§ EXERCISE DIRECTIONS
Keep only the lines where "this" appears.

§ PROVIDED MATERIAL
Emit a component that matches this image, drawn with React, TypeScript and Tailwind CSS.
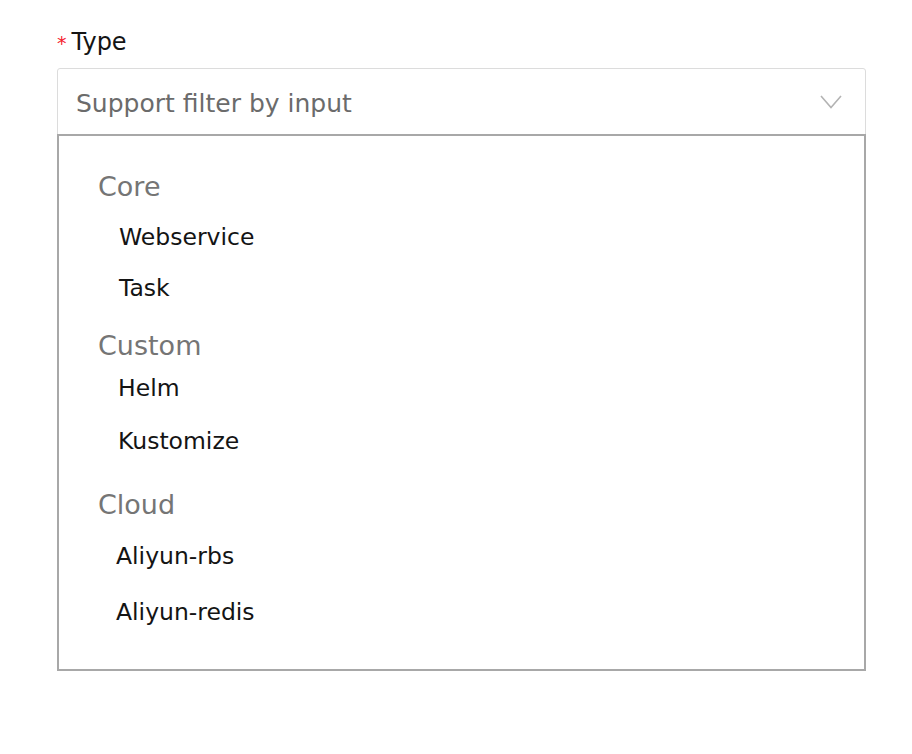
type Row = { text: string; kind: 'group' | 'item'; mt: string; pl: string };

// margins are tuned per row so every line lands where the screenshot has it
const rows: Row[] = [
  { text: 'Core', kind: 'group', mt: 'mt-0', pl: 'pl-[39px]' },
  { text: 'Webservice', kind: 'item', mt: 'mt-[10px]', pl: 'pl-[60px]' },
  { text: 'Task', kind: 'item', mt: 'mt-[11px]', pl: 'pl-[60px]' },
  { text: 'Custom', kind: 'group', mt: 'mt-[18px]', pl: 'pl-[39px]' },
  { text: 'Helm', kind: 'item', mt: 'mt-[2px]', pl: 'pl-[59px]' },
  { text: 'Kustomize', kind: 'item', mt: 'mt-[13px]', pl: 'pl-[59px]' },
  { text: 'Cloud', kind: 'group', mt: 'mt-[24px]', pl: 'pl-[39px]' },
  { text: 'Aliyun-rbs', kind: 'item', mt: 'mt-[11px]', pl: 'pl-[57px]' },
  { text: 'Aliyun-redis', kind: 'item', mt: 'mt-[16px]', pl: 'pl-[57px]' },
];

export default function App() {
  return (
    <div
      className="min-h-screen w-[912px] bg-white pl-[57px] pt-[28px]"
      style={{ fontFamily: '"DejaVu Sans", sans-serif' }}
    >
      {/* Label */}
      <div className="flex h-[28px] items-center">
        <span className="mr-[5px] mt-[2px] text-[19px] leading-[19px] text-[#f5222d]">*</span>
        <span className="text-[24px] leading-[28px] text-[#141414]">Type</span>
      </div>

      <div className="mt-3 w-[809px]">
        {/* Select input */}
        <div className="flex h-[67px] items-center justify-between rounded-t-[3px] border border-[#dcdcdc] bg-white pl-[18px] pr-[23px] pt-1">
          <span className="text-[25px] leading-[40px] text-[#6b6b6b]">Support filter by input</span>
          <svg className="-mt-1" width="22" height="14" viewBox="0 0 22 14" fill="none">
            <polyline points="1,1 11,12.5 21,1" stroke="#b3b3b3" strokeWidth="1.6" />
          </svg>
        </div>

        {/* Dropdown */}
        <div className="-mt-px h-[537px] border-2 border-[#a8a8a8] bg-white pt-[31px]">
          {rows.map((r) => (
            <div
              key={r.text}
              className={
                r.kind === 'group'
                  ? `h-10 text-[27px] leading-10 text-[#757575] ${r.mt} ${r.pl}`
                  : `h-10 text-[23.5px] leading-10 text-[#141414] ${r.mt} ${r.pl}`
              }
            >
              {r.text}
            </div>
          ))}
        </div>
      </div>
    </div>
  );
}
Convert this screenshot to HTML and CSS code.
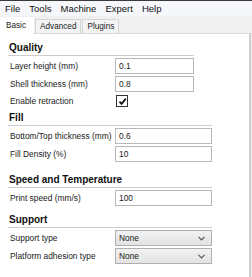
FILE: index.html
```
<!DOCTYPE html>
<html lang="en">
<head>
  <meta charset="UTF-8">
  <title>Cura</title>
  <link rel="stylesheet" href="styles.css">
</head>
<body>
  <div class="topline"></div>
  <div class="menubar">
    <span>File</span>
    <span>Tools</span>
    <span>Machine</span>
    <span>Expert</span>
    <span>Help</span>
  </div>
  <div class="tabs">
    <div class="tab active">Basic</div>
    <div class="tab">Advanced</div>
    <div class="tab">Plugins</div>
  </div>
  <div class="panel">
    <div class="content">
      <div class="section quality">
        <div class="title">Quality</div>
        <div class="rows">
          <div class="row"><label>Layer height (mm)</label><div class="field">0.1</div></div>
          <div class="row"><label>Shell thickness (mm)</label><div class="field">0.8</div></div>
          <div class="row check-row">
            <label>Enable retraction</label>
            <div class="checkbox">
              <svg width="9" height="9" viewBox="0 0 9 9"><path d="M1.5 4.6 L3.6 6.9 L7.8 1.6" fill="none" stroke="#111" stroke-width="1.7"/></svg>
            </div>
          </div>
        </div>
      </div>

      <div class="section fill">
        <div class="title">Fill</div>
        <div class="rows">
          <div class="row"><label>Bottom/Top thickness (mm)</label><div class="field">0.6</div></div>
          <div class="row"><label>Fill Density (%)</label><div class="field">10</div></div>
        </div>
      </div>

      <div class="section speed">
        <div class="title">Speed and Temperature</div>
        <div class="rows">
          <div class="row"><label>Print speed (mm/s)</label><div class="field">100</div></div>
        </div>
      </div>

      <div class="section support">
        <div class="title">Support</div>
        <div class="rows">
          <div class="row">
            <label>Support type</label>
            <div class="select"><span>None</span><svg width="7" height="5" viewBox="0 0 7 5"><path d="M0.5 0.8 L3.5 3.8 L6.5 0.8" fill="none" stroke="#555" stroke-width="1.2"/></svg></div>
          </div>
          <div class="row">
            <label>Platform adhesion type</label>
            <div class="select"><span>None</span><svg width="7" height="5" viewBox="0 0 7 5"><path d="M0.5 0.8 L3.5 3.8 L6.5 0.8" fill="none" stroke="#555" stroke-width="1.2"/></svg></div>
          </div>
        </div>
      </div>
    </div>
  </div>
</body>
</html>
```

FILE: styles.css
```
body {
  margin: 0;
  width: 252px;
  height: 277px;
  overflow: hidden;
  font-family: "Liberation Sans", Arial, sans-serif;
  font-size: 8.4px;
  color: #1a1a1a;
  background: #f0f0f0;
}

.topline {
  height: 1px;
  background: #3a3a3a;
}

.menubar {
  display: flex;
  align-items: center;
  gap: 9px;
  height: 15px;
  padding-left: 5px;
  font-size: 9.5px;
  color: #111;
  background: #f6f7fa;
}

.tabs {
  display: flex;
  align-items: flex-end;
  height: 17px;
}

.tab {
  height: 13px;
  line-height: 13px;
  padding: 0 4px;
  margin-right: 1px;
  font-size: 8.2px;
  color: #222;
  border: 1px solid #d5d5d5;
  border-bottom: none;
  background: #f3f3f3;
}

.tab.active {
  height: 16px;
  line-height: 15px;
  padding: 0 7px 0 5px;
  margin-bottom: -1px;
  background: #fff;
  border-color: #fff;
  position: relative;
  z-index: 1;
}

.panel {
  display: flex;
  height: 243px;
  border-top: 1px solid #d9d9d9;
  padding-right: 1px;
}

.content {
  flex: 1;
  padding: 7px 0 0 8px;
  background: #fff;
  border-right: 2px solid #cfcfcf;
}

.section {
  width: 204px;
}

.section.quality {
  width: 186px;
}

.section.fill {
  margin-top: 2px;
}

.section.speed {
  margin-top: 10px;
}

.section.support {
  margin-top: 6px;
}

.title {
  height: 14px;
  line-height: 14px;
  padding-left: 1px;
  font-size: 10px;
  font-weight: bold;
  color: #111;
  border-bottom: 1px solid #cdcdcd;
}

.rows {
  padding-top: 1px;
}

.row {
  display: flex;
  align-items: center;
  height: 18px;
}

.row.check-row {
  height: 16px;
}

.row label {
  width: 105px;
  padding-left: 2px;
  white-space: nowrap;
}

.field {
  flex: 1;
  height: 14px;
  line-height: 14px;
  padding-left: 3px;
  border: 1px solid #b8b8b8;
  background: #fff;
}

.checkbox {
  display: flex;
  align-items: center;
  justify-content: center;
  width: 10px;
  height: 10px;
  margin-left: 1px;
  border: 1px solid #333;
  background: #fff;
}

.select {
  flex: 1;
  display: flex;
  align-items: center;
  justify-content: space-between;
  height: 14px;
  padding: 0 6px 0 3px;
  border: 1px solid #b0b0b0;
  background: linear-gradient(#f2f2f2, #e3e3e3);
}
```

§ COMPLETE RESPONSE
Emit a component that matches this image, drawn with React, TypeScript and Tailwind CSS.
Convert this screenshot to HTML and CSS code.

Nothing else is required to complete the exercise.